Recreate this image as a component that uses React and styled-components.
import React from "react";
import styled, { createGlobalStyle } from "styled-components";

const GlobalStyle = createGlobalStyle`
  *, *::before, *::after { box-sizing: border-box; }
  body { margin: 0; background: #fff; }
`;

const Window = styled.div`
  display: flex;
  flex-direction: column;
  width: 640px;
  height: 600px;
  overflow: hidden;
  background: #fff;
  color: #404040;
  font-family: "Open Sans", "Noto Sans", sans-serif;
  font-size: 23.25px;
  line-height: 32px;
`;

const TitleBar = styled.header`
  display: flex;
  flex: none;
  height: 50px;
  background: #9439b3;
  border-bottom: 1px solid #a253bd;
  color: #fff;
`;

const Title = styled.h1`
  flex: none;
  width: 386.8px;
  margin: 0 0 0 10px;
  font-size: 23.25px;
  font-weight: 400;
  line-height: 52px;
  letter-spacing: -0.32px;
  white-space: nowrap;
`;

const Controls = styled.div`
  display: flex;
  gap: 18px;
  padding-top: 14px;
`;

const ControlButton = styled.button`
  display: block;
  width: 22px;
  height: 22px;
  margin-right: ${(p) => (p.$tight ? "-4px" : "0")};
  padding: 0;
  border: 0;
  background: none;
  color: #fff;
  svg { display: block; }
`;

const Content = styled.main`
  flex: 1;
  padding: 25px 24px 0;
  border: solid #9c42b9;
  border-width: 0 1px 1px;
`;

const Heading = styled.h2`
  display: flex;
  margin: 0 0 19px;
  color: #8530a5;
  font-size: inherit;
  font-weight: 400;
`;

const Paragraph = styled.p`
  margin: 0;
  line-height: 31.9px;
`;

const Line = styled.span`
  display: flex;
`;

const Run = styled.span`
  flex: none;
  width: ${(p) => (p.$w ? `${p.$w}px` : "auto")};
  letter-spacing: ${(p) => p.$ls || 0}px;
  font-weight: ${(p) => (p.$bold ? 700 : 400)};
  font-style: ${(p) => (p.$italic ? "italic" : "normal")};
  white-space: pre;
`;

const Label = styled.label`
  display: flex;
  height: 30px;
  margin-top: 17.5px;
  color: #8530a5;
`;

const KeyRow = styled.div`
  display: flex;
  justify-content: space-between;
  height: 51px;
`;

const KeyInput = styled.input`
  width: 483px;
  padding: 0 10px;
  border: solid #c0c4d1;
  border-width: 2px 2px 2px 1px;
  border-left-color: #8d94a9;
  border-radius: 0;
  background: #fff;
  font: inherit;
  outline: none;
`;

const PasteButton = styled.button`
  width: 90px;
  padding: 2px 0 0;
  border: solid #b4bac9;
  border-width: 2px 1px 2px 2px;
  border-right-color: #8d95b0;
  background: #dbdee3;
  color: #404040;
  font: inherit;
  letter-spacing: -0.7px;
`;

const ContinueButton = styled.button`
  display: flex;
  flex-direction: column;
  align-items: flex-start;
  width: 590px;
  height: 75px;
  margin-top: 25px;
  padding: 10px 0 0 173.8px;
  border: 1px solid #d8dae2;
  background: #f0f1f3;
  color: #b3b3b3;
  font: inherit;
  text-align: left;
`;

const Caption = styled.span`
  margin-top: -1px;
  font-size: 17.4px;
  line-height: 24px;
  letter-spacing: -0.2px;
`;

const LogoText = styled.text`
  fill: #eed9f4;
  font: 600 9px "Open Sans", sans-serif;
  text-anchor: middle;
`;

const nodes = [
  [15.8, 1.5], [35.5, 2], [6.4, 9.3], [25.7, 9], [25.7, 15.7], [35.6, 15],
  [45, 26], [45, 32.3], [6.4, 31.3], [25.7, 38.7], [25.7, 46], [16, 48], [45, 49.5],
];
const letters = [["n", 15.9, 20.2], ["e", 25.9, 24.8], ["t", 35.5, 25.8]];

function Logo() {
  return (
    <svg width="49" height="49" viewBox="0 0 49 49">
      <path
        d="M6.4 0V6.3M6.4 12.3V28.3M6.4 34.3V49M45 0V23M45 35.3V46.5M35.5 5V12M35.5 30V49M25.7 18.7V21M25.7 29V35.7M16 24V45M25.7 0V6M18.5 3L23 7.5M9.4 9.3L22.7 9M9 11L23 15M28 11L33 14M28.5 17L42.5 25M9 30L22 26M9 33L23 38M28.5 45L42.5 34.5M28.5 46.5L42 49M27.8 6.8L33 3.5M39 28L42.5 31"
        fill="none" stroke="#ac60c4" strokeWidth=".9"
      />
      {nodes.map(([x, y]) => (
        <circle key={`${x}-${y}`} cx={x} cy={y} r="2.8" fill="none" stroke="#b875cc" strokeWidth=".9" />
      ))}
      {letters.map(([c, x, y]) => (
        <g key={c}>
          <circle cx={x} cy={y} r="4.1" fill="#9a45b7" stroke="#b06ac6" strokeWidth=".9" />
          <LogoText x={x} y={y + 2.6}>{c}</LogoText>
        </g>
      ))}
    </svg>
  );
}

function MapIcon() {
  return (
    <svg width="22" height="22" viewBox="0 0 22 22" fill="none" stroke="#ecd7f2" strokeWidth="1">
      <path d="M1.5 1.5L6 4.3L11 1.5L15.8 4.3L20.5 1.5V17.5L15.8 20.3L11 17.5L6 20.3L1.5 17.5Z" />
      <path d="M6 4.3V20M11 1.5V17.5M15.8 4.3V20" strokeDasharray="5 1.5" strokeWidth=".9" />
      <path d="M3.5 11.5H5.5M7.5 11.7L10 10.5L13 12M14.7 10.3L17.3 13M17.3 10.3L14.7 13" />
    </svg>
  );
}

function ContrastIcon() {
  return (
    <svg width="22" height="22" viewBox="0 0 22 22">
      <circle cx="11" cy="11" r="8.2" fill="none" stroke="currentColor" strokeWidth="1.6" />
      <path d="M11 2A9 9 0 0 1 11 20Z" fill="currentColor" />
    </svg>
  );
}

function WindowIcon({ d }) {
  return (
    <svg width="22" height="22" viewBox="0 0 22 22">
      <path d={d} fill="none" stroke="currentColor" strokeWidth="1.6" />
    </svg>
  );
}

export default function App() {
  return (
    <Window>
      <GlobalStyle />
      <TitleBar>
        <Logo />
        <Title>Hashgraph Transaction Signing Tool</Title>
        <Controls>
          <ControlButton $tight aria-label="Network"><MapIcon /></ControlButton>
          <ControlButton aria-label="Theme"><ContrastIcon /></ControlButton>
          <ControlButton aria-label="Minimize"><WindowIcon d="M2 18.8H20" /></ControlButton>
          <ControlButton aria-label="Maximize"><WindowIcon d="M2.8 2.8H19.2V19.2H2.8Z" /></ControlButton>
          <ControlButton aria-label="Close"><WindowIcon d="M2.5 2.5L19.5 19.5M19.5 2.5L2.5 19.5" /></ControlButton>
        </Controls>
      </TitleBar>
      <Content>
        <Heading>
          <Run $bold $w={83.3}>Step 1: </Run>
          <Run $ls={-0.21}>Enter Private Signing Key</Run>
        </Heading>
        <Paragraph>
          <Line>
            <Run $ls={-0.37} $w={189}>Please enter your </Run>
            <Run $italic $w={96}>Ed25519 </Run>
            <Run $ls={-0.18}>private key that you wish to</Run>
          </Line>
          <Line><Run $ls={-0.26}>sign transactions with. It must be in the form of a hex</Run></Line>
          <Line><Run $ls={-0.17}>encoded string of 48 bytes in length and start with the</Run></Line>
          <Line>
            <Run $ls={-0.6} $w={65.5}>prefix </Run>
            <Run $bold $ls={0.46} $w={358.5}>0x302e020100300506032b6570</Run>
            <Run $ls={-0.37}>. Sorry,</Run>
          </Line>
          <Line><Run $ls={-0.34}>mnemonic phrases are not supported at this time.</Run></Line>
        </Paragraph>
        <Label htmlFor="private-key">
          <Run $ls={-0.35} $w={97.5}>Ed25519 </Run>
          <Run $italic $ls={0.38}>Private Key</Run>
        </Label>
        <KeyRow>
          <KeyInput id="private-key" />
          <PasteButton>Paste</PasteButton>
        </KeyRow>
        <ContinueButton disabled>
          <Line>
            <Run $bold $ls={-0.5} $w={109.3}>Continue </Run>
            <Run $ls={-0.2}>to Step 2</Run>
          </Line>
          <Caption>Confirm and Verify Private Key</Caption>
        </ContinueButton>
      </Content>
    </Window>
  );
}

++++++++

> _EXERCISE_
Show every line of the listing in which the string "this" can be found.

> _ANSWER IN FULL_
Recreate this image as a component that uses React and styled-components.
          <Line><Run $ls={-0.34}>mnemonic phrases are not supported at this time.</Run></Line>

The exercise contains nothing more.